**Required task:** Wherever "React" appears in a line, copy that line.

[Records with interface code]
* * * * * * *
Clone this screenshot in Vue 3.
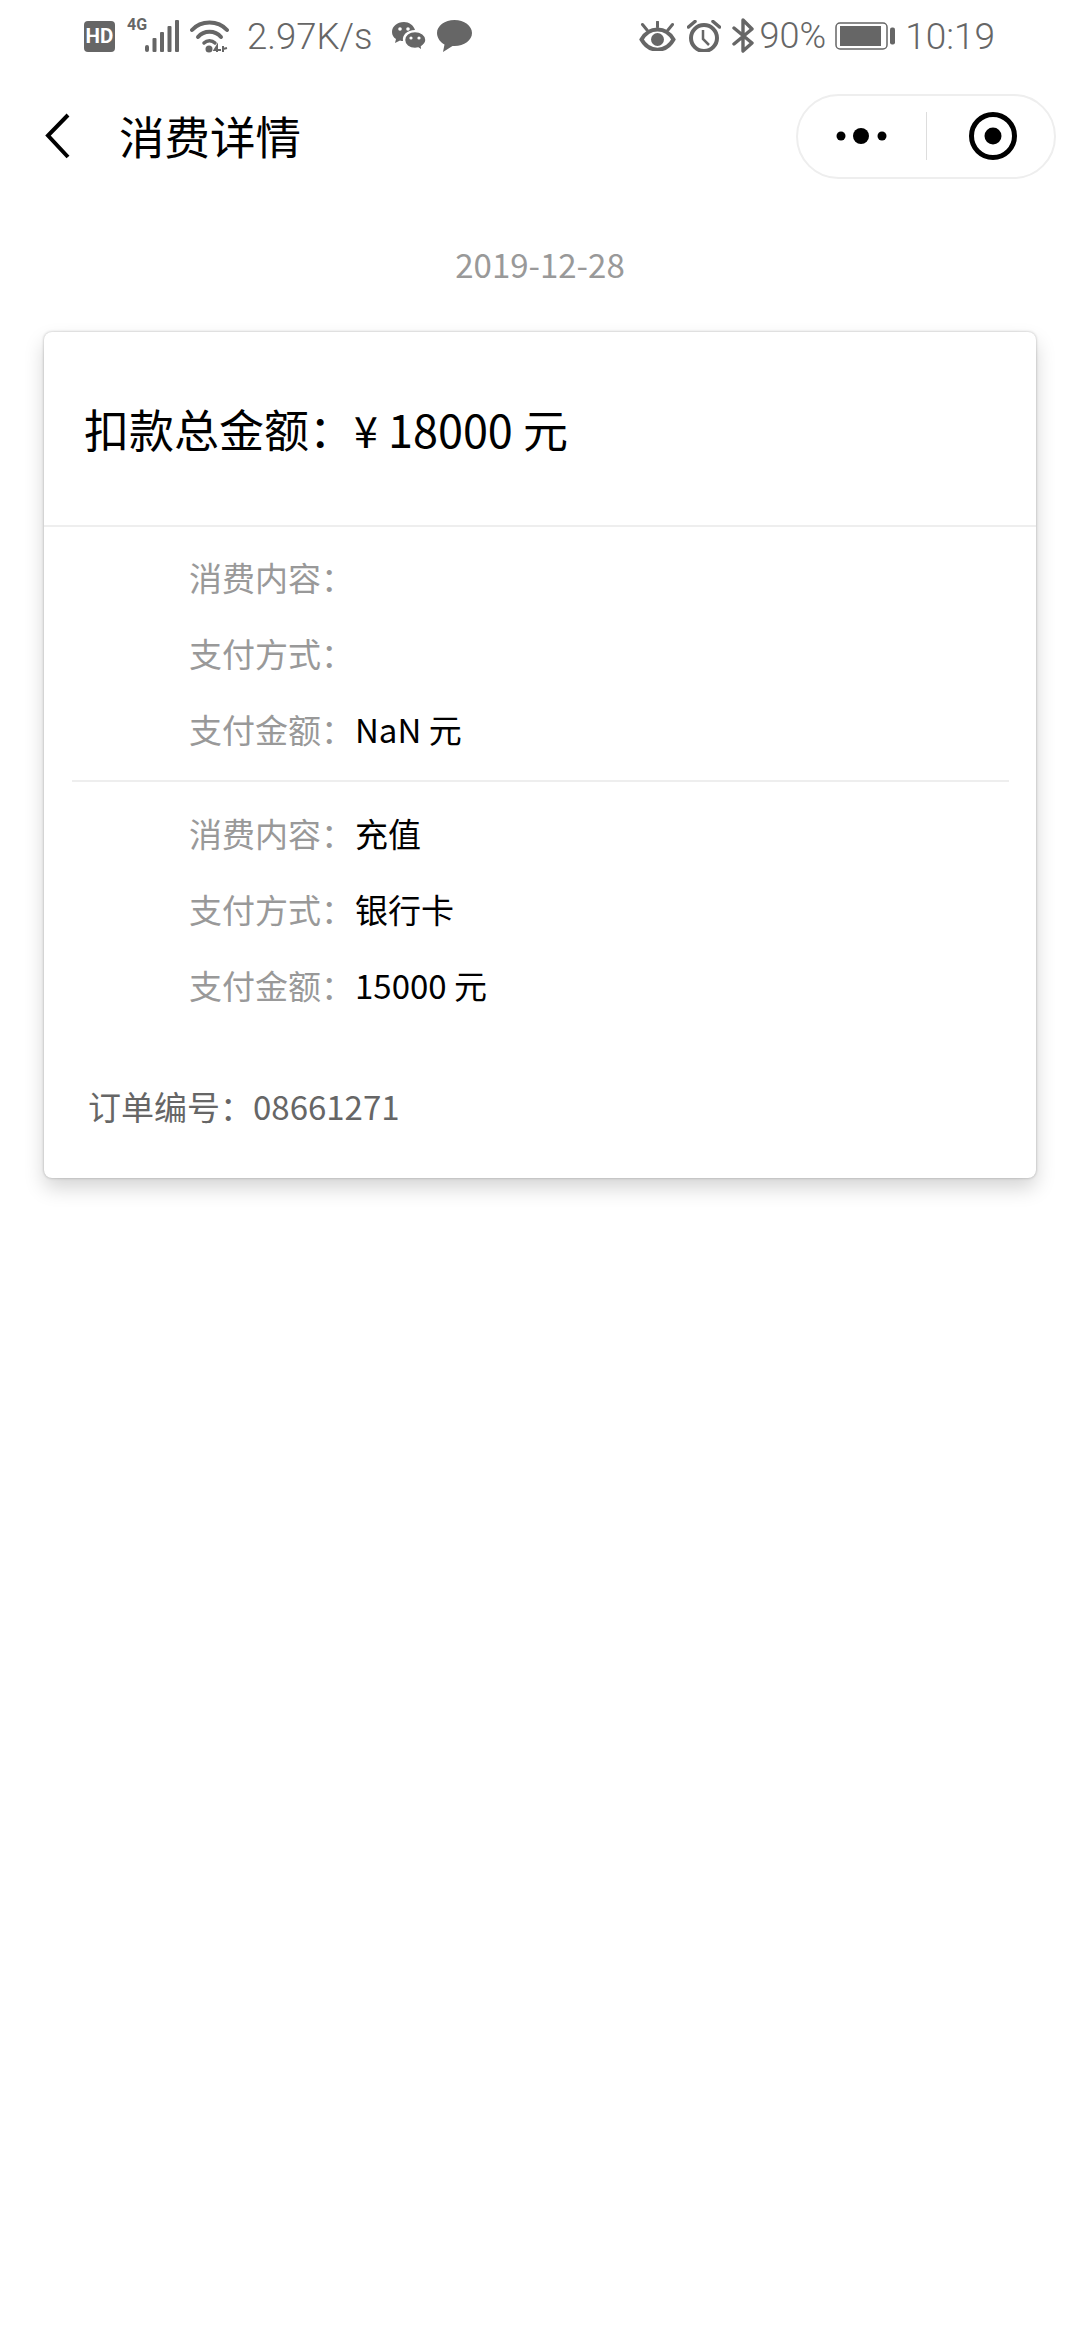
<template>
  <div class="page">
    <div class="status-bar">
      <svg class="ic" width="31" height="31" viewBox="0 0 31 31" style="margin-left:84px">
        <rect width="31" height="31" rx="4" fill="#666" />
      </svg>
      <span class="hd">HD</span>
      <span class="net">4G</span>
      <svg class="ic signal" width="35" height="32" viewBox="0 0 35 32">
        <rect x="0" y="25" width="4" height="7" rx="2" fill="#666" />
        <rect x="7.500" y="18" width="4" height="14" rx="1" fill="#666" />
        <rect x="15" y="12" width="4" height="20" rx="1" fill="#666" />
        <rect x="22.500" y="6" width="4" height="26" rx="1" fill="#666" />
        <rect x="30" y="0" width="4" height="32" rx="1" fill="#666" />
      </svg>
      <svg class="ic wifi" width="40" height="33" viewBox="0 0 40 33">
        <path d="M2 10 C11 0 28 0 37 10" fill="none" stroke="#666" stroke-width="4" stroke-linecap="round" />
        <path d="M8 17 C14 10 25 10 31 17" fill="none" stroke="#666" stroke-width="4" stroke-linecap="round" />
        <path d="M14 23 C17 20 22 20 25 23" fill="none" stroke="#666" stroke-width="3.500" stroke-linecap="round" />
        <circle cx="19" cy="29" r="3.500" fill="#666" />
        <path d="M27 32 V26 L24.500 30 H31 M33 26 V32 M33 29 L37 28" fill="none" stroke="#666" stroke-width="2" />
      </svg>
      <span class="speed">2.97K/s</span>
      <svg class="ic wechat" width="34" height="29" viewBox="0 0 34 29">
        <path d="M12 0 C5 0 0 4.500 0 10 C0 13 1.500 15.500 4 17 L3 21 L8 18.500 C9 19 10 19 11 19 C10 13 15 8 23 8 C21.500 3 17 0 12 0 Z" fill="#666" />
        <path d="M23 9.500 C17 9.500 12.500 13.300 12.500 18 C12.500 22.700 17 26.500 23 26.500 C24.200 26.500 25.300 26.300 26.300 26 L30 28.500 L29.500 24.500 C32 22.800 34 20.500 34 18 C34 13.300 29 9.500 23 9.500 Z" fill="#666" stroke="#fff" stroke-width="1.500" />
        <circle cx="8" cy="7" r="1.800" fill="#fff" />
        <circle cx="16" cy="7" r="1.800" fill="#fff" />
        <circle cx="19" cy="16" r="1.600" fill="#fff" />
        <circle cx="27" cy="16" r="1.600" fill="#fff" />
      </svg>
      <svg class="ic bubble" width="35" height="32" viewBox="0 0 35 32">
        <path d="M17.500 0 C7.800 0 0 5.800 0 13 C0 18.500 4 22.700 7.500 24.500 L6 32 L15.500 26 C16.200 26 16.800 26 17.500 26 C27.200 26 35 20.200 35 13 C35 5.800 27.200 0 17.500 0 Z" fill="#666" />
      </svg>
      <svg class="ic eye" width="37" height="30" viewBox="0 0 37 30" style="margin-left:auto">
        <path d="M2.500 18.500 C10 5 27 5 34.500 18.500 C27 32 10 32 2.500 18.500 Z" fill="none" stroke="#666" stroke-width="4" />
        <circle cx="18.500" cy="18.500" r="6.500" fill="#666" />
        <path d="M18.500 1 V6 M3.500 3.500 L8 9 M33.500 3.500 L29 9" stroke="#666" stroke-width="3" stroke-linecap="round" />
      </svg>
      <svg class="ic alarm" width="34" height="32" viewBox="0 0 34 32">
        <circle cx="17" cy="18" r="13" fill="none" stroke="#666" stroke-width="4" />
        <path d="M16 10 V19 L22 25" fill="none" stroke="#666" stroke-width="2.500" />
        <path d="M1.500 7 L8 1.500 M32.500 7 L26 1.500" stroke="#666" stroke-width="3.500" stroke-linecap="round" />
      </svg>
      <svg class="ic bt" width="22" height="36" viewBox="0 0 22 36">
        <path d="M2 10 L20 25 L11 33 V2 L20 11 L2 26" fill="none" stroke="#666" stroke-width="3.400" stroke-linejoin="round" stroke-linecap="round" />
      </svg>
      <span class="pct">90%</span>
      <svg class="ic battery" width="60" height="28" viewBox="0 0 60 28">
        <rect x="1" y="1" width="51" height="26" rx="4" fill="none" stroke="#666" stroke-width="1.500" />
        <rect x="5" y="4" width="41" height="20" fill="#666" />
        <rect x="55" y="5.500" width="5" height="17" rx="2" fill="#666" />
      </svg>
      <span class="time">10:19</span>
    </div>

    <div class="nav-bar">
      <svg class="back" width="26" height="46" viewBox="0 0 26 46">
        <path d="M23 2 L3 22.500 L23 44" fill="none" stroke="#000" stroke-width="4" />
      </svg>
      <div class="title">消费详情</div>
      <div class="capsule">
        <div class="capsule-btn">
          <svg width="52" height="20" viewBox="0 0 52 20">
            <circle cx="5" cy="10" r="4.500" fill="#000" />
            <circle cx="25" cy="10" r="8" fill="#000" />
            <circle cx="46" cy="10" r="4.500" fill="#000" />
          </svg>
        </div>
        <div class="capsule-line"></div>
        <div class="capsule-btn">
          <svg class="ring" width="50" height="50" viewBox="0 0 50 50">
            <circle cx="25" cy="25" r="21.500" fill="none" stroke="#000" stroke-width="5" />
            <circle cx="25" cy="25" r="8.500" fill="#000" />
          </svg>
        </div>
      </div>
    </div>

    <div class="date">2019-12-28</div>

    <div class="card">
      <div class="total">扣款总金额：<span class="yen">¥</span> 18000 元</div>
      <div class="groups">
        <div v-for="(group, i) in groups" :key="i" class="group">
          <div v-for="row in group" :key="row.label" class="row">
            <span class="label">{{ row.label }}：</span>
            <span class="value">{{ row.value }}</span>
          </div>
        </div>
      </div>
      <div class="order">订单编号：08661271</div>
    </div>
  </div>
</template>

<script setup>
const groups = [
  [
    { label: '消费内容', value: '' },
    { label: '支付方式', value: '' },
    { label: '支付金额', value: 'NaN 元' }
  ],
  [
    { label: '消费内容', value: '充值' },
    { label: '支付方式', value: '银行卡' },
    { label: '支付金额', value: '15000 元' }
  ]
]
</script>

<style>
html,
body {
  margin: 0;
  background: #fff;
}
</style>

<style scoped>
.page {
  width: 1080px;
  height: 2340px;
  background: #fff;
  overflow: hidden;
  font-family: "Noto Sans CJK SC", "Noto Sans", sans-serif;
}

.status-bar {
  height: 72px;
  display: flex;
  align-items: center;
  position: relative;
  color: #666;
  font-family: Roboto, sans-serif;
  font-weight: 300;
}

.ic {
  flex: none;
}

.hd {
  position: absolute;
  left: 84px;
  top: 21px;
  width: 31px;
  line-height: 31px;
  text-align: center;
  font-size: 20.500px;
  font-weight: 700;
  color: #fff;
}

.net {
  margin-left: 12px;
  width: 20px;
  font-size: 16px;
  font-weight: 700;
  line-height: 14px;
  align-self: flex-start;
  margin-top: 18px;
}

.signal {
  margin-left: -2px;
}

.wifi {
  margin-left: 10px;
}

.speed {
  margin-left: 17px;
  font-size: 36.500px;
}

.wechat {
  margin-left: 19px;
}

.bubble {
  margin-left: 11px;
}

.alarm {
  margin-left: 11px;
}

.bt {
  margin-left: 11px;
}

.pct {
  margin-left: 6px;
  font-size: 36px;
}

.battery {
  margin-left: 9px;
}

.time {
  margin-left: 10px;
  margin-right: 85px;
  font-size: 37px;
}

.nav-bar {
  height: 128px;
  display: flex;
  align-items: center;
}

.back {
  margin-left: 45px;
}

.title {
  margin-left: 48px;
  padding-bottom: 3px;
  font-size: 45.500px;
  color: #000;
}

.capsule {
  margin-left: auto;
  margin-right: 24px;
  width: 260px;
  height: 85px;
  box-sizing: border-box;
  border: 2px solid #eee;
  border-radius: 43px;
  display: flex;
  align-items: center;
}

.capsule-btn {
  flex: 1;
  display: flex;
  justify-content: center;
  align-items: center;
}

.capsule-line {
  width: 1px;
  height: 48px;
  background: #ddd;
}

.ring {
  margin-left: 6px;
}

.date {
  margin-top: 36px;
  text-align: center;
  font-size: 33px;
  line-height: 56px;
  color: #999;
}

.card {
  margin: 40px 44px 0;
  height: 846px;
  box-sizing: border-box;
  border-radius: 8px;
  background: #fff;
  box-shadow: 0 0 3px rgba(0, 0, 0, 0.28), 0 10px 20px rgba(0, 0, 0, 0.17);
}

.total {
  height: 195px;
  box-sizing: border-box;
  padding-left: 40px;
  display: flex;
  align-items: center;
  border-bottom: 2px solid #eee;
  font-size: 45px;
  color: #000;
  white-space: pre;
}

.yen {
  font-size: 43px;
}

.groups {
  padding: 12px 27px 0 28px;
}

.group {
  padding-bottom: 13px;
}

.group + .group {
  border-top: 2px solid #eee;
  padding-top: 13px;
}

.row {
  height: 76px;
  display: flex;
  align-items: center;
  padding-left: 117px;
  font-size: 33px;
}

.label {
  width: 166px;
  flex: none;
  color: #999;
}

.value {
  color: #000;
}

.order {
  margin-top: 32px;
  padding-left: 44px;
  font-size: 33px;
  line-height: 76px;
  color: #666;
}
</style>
* * * * * * *
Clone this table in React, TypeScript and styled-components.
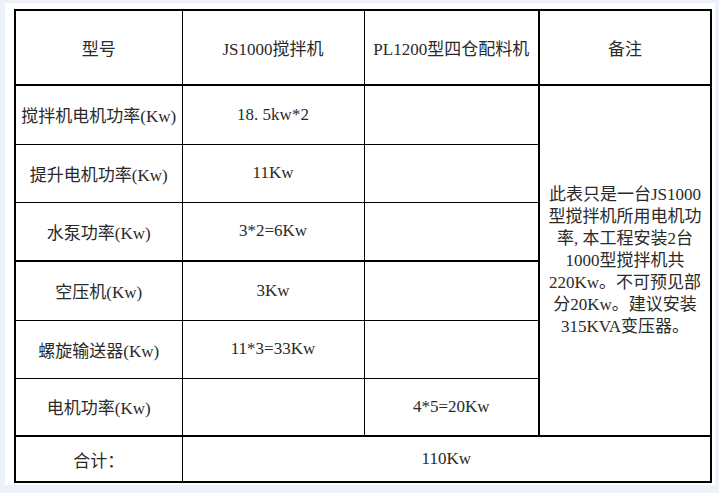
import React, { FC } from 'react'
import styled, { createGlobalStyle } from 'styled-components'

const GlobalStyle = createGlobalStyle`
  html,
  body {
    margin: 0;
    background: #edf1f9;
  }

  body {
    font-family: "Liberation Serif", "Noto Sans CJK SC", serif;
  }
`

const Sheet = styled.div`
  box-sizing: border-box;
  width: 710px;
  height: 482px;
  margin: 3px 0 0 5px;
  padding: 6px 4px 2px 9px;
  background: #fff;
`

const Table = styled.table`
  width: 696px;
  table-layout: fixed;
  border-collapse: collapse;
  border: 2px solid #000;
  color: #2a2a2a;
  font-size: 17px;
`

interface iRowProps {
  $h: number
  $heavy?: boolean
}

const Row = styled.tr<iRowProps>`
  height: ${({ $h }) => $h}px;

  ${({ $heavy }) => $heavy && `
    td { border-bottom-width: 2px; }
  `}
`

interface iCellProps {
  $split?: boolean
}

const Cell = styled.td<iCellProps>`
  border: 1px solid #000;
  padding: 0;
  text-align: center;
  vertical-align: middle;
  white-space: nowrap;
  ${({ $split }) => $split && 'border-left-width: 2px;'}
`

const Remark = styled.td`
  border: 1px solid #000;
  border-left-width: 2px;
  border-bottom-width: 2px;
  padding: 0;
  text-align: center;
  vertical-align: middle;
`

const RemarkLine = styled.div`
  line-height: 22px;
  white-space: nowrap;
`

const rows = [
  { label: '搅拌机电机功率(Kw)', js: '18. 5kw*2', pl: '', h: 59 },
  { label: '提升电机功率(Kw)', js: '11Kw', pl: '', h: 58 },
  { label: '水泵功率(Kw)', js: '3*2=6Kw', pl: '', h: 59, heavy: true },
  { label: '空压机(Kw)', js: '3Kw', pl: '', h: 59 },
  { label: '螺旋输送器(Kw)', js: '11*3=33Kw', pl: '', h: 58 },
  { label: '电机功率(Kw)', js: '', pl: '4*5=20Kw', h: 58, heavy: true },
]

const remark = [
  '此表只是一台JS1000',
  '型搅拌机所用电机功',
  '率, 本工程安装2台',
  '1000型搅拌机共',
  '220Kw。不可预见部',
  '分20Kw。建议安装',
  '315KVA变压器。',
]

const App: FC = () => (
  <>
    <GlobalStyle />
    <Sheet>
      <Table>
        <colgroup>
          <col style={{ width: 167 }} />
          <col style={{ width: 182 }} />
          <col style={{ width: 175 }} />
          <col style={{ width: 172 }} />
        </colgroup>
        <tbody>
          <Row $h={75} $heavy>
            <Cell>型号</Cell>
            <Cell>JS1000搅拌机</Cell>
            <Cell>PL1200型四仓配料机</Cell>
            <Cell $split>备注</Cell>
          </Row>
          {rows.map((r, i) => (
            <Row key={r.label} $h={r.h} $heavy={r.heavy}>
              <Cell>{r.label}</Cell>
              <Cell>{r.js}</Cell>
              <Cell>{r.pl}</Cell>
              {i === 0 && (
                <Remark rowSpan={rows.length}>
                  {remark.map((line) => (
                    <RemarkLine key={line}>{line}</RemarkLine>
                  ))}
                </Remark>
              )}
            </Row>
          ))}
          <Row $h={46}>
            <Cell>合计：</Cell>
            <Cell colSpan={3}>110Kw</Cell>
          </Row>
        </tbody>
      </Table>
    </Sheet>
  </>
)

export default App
* * * * * * *
**Solution to this exercise:**
Clone this table in React, TypeScript and styled-components.
import React, { FC } from 'react'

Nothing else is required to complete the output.